Y es que el nacionalismo implica que debemos pagar un precio por la protección y calor hogareño que nos da reconocernos parte de un "nosotros": creamos a los "otros", los distintos, con los que compartimos una frontera o aquellos con los que históricamente hemos tenido roces en el pasado, por la disputa de recursos naturales o cualquier otro bien valioso. Lo paradójico del caso es que la frontera simbólica entre el "nosotros" y el "ellos" no es natural, sino construida artificialmente. Como ya señaló Ignatieff con la expresión freudiana "el narcisismo de la diferencia menor", cuantos más son los elementos cercanos y similares, mayores son los esfuerzos del nacionalista por destacar los factores que separan a los integrantes de ambos colectivos.

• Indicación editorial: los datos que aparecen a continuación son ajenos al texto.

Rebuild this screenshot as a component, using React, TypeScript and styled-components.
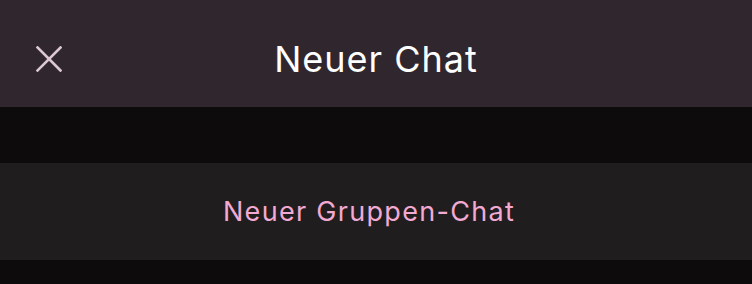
import React from "react";
import styled, { createGlobalStyle } from "styled-components";

const Global = createGlobalStyle`
  html, body { margin: 0; padding: 0; background: #0e0b0c; }
  body { font-family: Inter, "Noto Sans", sans-serif; -webkit-font-smoothing: antialiased; }
`;

const Page = styled.div`
  width: 752px;
  height: 284px;
  background: #0e0b0c;
  display: flex;
  flex-direction: column;
`;

const Header = styled.header`
  height: 107px;
  box-sizing: border-box;
  padding-top: 10px;
  background: #30272e;
  display: flex;
  align-items: center;
  position: relative;
  justify-content: center;
`;

const CloseButton = styled.button`
  position: absolute;
  left: 31px;
  top: 41px;
  width: 36px;
  height: 36px;
  padding: 0;
  border: 0;
  background: transparent;
  display: flex;
  align-items: center;
  justify-content: center;
  color: #dcc8d2;
`;

const Title = styled.h1`
  margin: 0;
  font-size: 36px;
  font-weight: 400;
  color: #ffffff;
  letter-spacing: 1px;
`;

const Gap = styled.div`
  height: 56px;
`;

const Row = styled.button`
  height: 97px;
  border: 0;
  padding: 0 14px 0 0;
  background: #201d1f;
  display: flex;
  align-items: center;
  justify-content: center;
  font-family: Inter, "Noto Sans", sans-serif;
  font-size: 27px;
  font-weight: 400;
  letter-spacing: 1.3px;
  color: #f2aad2;
`;

export default function App() {
  return (
    <>
      <Global />
      <Page>
        <Header>
          <CloseButton aria-label="Schließen">
            <svg width="26" height="26" viewBox="0 0 26 26">
              <path d="M1.5 1.5 L24.5 24.5 M24.5 1.5 L1.5 24.5" stroke="currentColor" strokeWidth="2.6" strokeLinecap="square" fill="none" />
            </svg>
          </CloseButton>
          <Title>Neuer Chat</Title>
        </Header>
        <Gap />
        <Row>Neuer Gruppen-Chat</Row>
      </Page>
    </>
  );
}
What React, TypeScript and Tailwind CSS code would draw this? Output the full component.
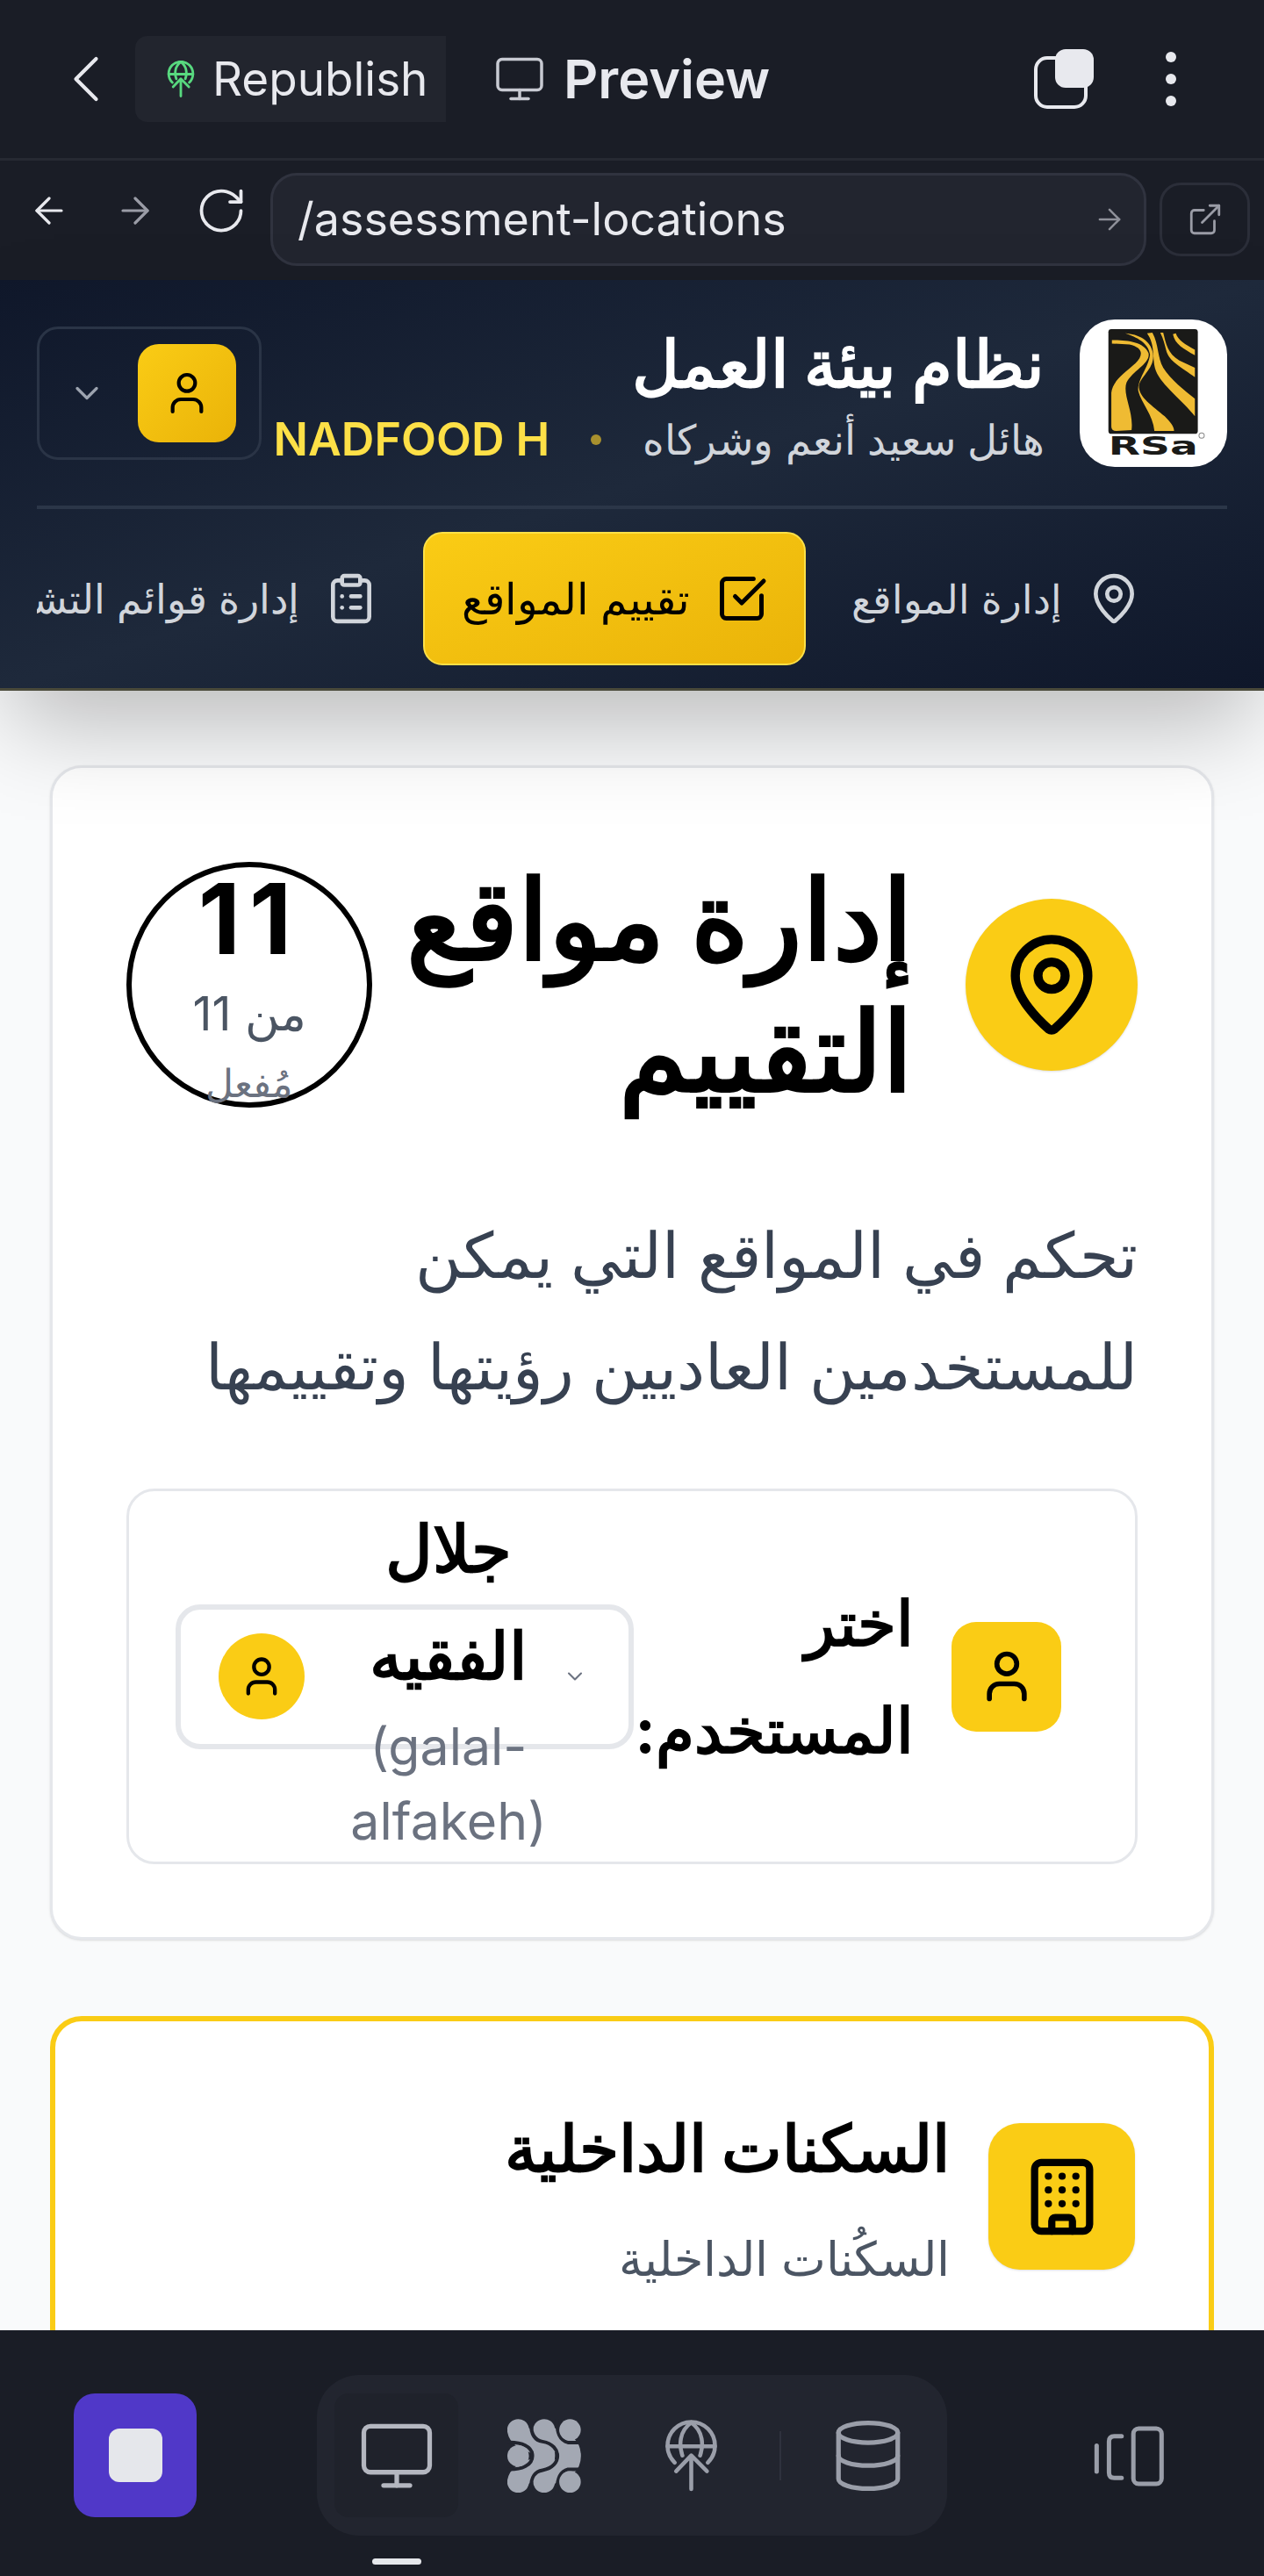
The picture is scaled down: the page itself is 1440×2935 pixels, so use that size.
import React from 'react';
import {
  ArrowLeft,
  ArrowRight,
  Building,
  ChevronDown,
  ChevronLeft,
  ClipboardList,
  Database,
  ExternalLink,
  MapPin,
  Monitor,
  RotateCw,
  SquareCheckBig,
  User,
} from 'lucide-react';

const PublishIcon = ({ className, width }: { className: string; width: number }) => (
  <svg viewBox="590 45 186 252" fill="none" stroke="currentColor" strokeWidth={width} strokeLinecap="round" strokeLinejoin="round" className={className}>
    <path d="M625 195A83 83 0 1 1 741 195" />
    <path d="M600 138H766M683 55C640 85 640 135 652 170M683 55C726 85 726 135 714 170" />
    <path d="M683 288V170M630 225L683 170L738 225" />
  </svg>
);

const DotsIcon = ({ className }: { className: string }) => (
  <svg viewBox="54 44 253 253" className={className}>
    <g fill="none" stroke="currentColor" strokeWidth="75" strokeLinecap="round">
      <path d="M91 82C100 130 180 110 180 171C180 232 100 212 91 260" />
      <path d="M180 82C189 130 269 110 269 171C269 232 189 212 180 260" />
    </g>
    {/* channels between the blobs, in the colour of the tray */}
    <g fill="none" stroke="#22252f" strokeWidth="12">
      <path d="M50 125C105 122 140 140 140 171C140 202 105 220 50 217" />
      <path d="M136 40C130 100 150 118 175 122C210 128 226 150 226 171C226 192 210 214 175 220C150 224 130 240 136 300" />
      <path d="M225 40C222 95 235 118 262 125L320 125" />
      <path d="M225 300C222 247 235 224 262 217L320 217" />
    </g>
    <g fill="currentColor">
      <circle cx="269" cy="82" r="37" />
      <circle cx="91" cy="171" r="37" />
      <circle cx="269" cy="260" r="37" />
    </g>
  </svg>
);

const PanelIcon = ({ className }: { className: string }) => (
  <svg viewBox="45 35 245 212" fill="none" stroke="currentColor" strokeWidth="15" strokeLinecap="round" strokeLinejoin="round" className={className}>
    <rect x="183" y="47" width="96" height="188" rx="18" />
    <path d="M143 73H118Q100 73 100 91V197Q100 215 118 215H143" />
    <path d="M58 105V193" />
  </svg>
);

const FsaLogo = () => (
  <svg viewBox="150 75 503 503" className="h-[168px] w-[168px] shrink-0 rounded-[40px] bg-white">
    <rect x="248" y="108" width="305" height="357" rx="10" fill="#1a1a18" />
    <g fill="#efbb33">
      <path d="M260 145C310 145 370 150 385 190C392 225 330 250 310 290C295 330 335 390 327 452L275 455Q258 455 258 440L258 325C262 285 300 260 340 225C370 195 365 170 320 160L260 157Z" />
      <path d="M305 122C350 125 392 145 400 190C408 240 360 265 352 300C350 340 400 370 440 405C460 425 472 440 472 455L405 455C400 400 360 360 350 320C345 280 385 240 390 195C385 155 345 135 305 122Z" />
      <path d="M380 122L398 120C420 160 415 205 435 240C460 280 510 320 543 345L543 405C500 350 430 300 410 250C395 205 410 165 380 122Z" />
      <path d="M425 120L435 120C445 160 450 190 490 215L543 240L543 272C500 240 455 220 445 180C440 160 435 140 425 120Z" />
      <path d="M468 125L478 122C485 145 510 160 543 178L543 197C505 175 475 160 468 125Z" />
    </g>
    <text direction="ltr" transform="translate(248 537) scale(1.66 1)" fontSize="85" fontWeight="700" fontFamily="'DejaVu Sans', sans-serif" fill="#1a1a18">RSa</text>
    <circle cx="566" cy="471" r="9" fill="none" stroke="#888" strokeWidth="3" />
  </svg>
);

export default function App() {
  return (
    <div className="flex h-[2935px] w-[1440px] flex-col overflow-hidden bg-[#f9fafb] font-['Inter',sans-serif]">
      {/* editor top bar */}
      <div className="flex h-[183px] shrink-0 items-center border-b-[3px] border-[#262932] bg-[#1a1d26] text-[#e8e9ee]">
        <ChevronLeft className="ml-[52px] mr-[10px] h-[92px] w-[92px] shrink-0" strokeWidth={1.1} />
        <div className="flex h-[98px] w-[354px] items-center gap-[20px] rounded-l-[14px] bg-[#22252e] pl-[36px]">
          <PublishIcon className="h-[42px] w-[32px] text-[#58d97f]" width={17} />
          <span className="text-[53px] leading-none">Republish</span>
        </div>
        <Monitor className="ml-[54px] h-[60px] w-[60px] text-[#c8cad2]" strokeWidth={1.4} />
        <span className="ml-[20px] text-[61px] font-semibold leading-none">Preview</span>
        <div className="relative ml-auto mr-[82px] h-[68px] w-[68px]">
          <div className="absolute bottom-0 left-0 h-[60px] w-[61px] rounded-[15px] border-[4px] border-[#e8e9ee]" />
          <div className="absolute right-0 top-0 h-[44px] w-[44px] rounded-[12px] bg-[#e8e9ee]" />
        </div>
        <div className="mr-[100px] flex flex-col gap-[13px]">
          <div className="h-[12px] w-[12px] rounded-full bg-[#e8e9ee]" />
          <div className="h-[12px] w-[12px] rounded-full bg-[#e8e9ee]" />
          <div className="h-[12px] w-[12px] rounded-full bg-[#e8e9ee]" />
        </div>
      </div>

      {/* url row */}
      <div className="flex h-[136px] shrink-0 items-center bg-[#1a1d26] pb-[3px] pl-[32px] pr-[16px] text-[#e8e9ee]">
        <ArrowLeft className="mb-[20px] h-[48px] w-[48px]" strokeWidth={1.6} />
        <ArrowRight className="mb-[20px] ml-[50px] h-[48px] w-[48px] text-[#9a9ca6]" strokeWidth={1.6} />
        <RotateCw className="mb-[20px] ml-[44px] h-[60px] w-[60px]" strokeWidth={1.5} />
        <div className="ml-[26px] flex h-[106px] w-[998px] items-center justify-between rounded-[30px] border-[3px] border-[#30333f] bg-[#22252f] pl-[28px] pr-[20px]">
          <span className="text-[52px] leading-none">/assessment-locations</span>
          <ArrowRight className="h-[38px] w-[38px] text-[#8e9099]" strokeWidth={1.6} />
        </div>
        <div className="ml-[15px] flex h-[84px] w-[103px] items-center justify-center rounded-[24px] border-[3px] border-[#2b2e39]">
          <ExternalLink className="h-[42px] w-[42px] text-[#9a9ca6]" strokeWidth={1.6} />
        </div>
      </div>

      {/* app header */}
      <div dir="rtl" className="relative z-10 h-[468px] shrink-0 border-b-[3px] border-[#4a4a3a] bg-gradient-to-br from-[#0f172a] via-[#1e293b] to-[#0f172a] px-[42px] shadow-[0_50px_100px_-12px_rgba(0,0,0,0.25)]">
        <div className="flex h-[261px] items-start border-b-[4px] border-[#2b3648] pt-[45px]">
          <FsaLogo />
          <div className="mr-[40px] flex flex-col">
            <span className="whitespace-nowrap text-[74px] font-bold leading-[100px] text-white">نظام بيئة العمل</span>
            <div className="mt-[4px] flex items-center whitespace-nowrap">
              <span className="text-[47px] leading-[66px] text-[#d1d5db]">هائل سعيد أنعم وشركاه</span>
              <span className="mx-[47px] h-[12px] w-[12px] rounded-full bg-[#a8902e]" />
              <span dir="ltr" className="text-[52px] font-semibold leading-[66px] text-[#fde047]">NADFOOD H</span>
            </div>
          </div>
          <div className="mr-auto mt-[8px] flex h-[152px] w-[256px] items-center rounded-[24px] border-[3px] border-[#2a3446] pr-[26px]">
            <div className="flex h-[112px] w-[112px] items-center justify-center rounded-[24px] bg-gradient-to-br from-[#facc15] to-[#eab308]">
              <User className="h-[56px] w-[56px] text-black" strokeWidth={1.8} />
            </div>
            <ChevronDown className="mr-[36px] h-[44px] w-[44px] text-[#9ca3af]" strokeWidth={1.8} />
          </div>
        </div>
        <div className="flex h-[204px] items-start overflow-hidden pt-[26px]">
          <div className="flex h-[152px] shrink-0 items-center gap-[28px] pl-[52px] pr-[98px] text-[#d1d5db]">
            <MapPin className="h-[62px] w-[62px]" strokeWidth={1.8} />
            <span className="text-[45px] leading-none">إدارة المواقع</span>
          </div>
          <div className="flex h-[152px] w-[436px] shrink-0 items-center gap-[29px] rounded-[22px] border-[2px] border-[#fde047] bg-gradient-to-br from-[#facc15] to-[#eab308] pr-[41px] text-black">
            <SquareCheckBig className="h-[60px] w-[60px]" strokeWidth={2} />
            <span className="text-[49px] leading-none">تقييم المواقع</span>
          </div>
          <div className="flex h-[152px] shrink-0 items-center gap-[28px] pr-[51px] text-[#d1d5db]">
            <ClipboardList className="h-[62px] w-[62px]" strokeWidth={1.8} />
            <span className="whitespace-nowrap text-[46px] leading-none">إدارة قوائم التشغيل</span>
          </div>
        </div>
      </div>

      {/* page content */}
      <div dir="rtl" className="min-h-0 flex-1 overflow-hidden px-[57px] pt-[85px]">
        <div className="h-[1338px] rounded-[36px] border-[3px] border-[#e5e7eb] bg-white px-[84px] pt-[97px] shadow-sm">
          <div className="flex items-center">
            <div className="flex h-[196px] w-[196px] shrink-0 items-center justify-center rounded-full bg-[#facc15] shadow-sm">
              <MapPin className="h-[124px] w-[124px] text-black" strokeWidth={2} />
            </div>
            <h1 className="mr-[60px] flex-1 text-[126px] font-bold leading-[150px] text-black">إدارة مواقع التقييم</h1>
            <div className="flex h-[280px] w-[280px] shrink-0 flex-col items-center justify-center rounded-full border-[6px] border-black pt-[6px]">
              <span className="text-[112px] font-bold leading-[120px] tracking-[10px] text-black">11</span>
              <span className="text-[54px] leading-[98px] text-[#4b5563]">من 11</span>
              <span className="text-[44px] leading-[60px] text-[#6b7280]">مُفعل</span>
            </div>
          </div>
          <p className="mt-[94px] text-[72px] leading-[127px] text-[#374151]">
            تحكم في المواقع التي يمكن
            <br />
            للمستخدمين العاديين رؤيتها وتقييمها
          </p>
          <div className="mt-[76px] flex h-[428px] items-center rounded-[32px] border-[3px] border-[#e5e7eb] pr-[84px]">
            <div className="flex h-[125px] w-[125px] shrink-0 items-center justify-center rounded-[28px] bg-[#facc15]">
              <User className="h-[68px] w-[68px] text-black" strokeWidth={2} />
            </div>
            <span className="mr-[43px] w-[319px] text-[71px] font-bold leading-[122px] text-black">اختر المستخدم:</span>
            <div className="flex h-[165px] w-[522px] items-center rounded-[28px] border-[6px] border-[#e5e7eb] pl-[43px] pr-[47px]">
              <ChevronDown className="h-[28px] w-[28px] shrink-0 text-[#6b7280]" strokeWidth={1.8} />
              <div className="mr-[15px] flex w-[230px] shrink-0 flex-col items-center text-center">
                <span className="text-[74px] font-bold leading-[122px] text-black">جلال الفقيه</span>
                <span dir="ltr" className="text-[59px] leading-[85px] text-[#6b7280]">(galal-alfakeh)</span>
              </div>
              <div className="mr-auto flex h-[98px] w-[98px] shrink-0 items-center justify-center rounded-full bg-[#facc15]">
                <User className="h-[52px] w-[52px] text-black" strokeWidth={2} />
              </div>
            </div>
          </div>
        </div>
        <div className="mt-[87px] h-[500px] rounded-[36px] border-[6px] border-[#facc15] bg-white pl-[84px] pr-[84px] pt-[116px]">
          <div className="flex items-start">
            <div className="flex h-[167px] w-[167px] shrink-0 items-center justify-center rounded-[36px] bg-[#facc15] shadow-sm">
              <Building className="h-[94px] w-[94px] text-black" strokeWidth={2.1} />
            </div>
            <div className="mr-[44px] flex flex-col">
              <span className="-mt-[19px] text-[73px] font-bold leading-[96px] text-black">السكنات الداخلية</span>
              <span className="mt-[43px] text-[54px] leading-[70px] text-[#4b5563]">السكُنات الداخلية</span>
            </div>
          </div>
        </div>
      </div>

      {/* bottom tool bar */}
      <div className="relative z-10 flex h-[280px] shrink-0 items-start bg-[#1a1d26] pl-[84px] pt-[51px]">
        <div className="mt-[21px] flex h-[141px] w-[140px] items-center justify-center rounded-[24px] bg-[#5038c8]">
          <div className="h-[61px] w-[61px] rounded-[12px] bg-[#e5e7eb]" />
        </div>
        <div className="ml-[137px] flex h-[183px] w-[718px] items-center rounded-[48px] bg-[#22252f] pl-[20px]">
          <div className="flex h-[141px] w-[141px] shrink-0 items-center justify-center rounded-[16px] bg-[#1f222b]">
            <Monitor className="h-[90px] w-[90px] text-[#b4b7c0]" strokeWidth={1.4} />
          </div>
          <DotsIcon className="ml-[56px] h-[84px] w-[84px] shrink-0 text-[#a3a8b3]" />
          <PublishIcon className="ml-[95px] h-[82px] w-[61px] shrink-0 text-[#9a9ea9]" width={14} />
          <div className="ml-[70px] h-[56px] w-[2px] shrink-0 bg-[#2f323d]" />
          <Database className="ml-[54px] h-[90px] w-[90px] shrink-0 text-[#9a9ea9]" strokeWidth={1.4} />
        </div>
        <PanelIcon className="ml-[166px] mt-[57px] h-[71px] w-[82px] text-[#9a9ea9]" />
        <div className="absolute bottom-[13px] left-[424px] h-[7px] w-[56px] rounded-full bg-[#e5e7eb]" />
      </div>
    </div>
  );
}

Por otro lado, la visión del nacionalista conduce a una simplificación de la realidad. De esto dio cuenta Winston Churchill cuando respondió a la pregunta de un periodista: "¿Qué piensa de los franceses?" Y dijo: "No lo sé. No los conozco a todos". En esta misma línea, los relatos históricos del nacionalista suelen pecar de falta de objetividad, pues tratan de buscar cuanto más lejos en el tiempo el germen de la nación para así dotarle de solera; por otro lado, es frecuente que se enaltezcan las victorias y las conquistas (dejando de explicar eso sí, los daños producidos en los "otros") mientras que las derrotas son perfectas excusas para el victimismo en algunos casos, y en otros para mantener el rescoldo del odio y de la revancha futura.
Lo paradójico de este resurgir de las ideologías nacionalistas en Europa es que tras la Segunda Guerra Mundial se tomó conciencia en carne propia de los peligros del nacionalismo exacerbado y de que la paz en nuestro continente debería ser lograda mediante una cesión mutua de la soberanía de los Estados en aras de la construcción de la Unión Europea, un ente internacional en el que las particularidades nacionales no fueran el elemento crucial en la toma de las decisiones públicas. A cambio, aquellas quedarían protegidas en sus rasgos distintivos: la lengua propia, las tradiciones, la cultura local, etc. De ahí que los Estados hayan ido perdiendo competencias, mientras que las naciones, en lugar de desaparecer, han sido protegidas en los rasgos antes señalados.
Es remarcable que en este proceso de desestatalización europea, algunos nacionalismos reclaman ser actores estatales. Aunque es difícil pensar que en el contexto europeo puedan resurgir viejos enfrentamientos nacionales, es necesario dar cuenta de otro riesgo. Con el renacer de las visiones nacionalistas se puede dar lugar a una paradoja conocida como "la tragedia de los comunes". En este dilema se describe una situación en la cual varios individuos, motivados solo por el interés personal y actuando independiente pero racionalmente, terminan por destruir un recurso compartido limitado (el común) aunque a ninguno de ellos, ya sea como individuos o en conjunto, les convenga que tal destrucción suceda. Este es precisamente el peligro del resurgir de los nacionalismos en Europa, que los colectivos guiados por el interés propio acaben por destruir el bien común que todos valoramos, la Unión Europea, pues el resurgir de un nacionalismo no es un fenómeno aislado sino un proceso en cadena que genera que otros grupos también pretendan tener ese supuesto marchamo de calidad. La pregunta es si el proyecto de la Unión Europea es compatible con una Europa de las naciones (con Estado propio) o si no será la causa de su fracaso.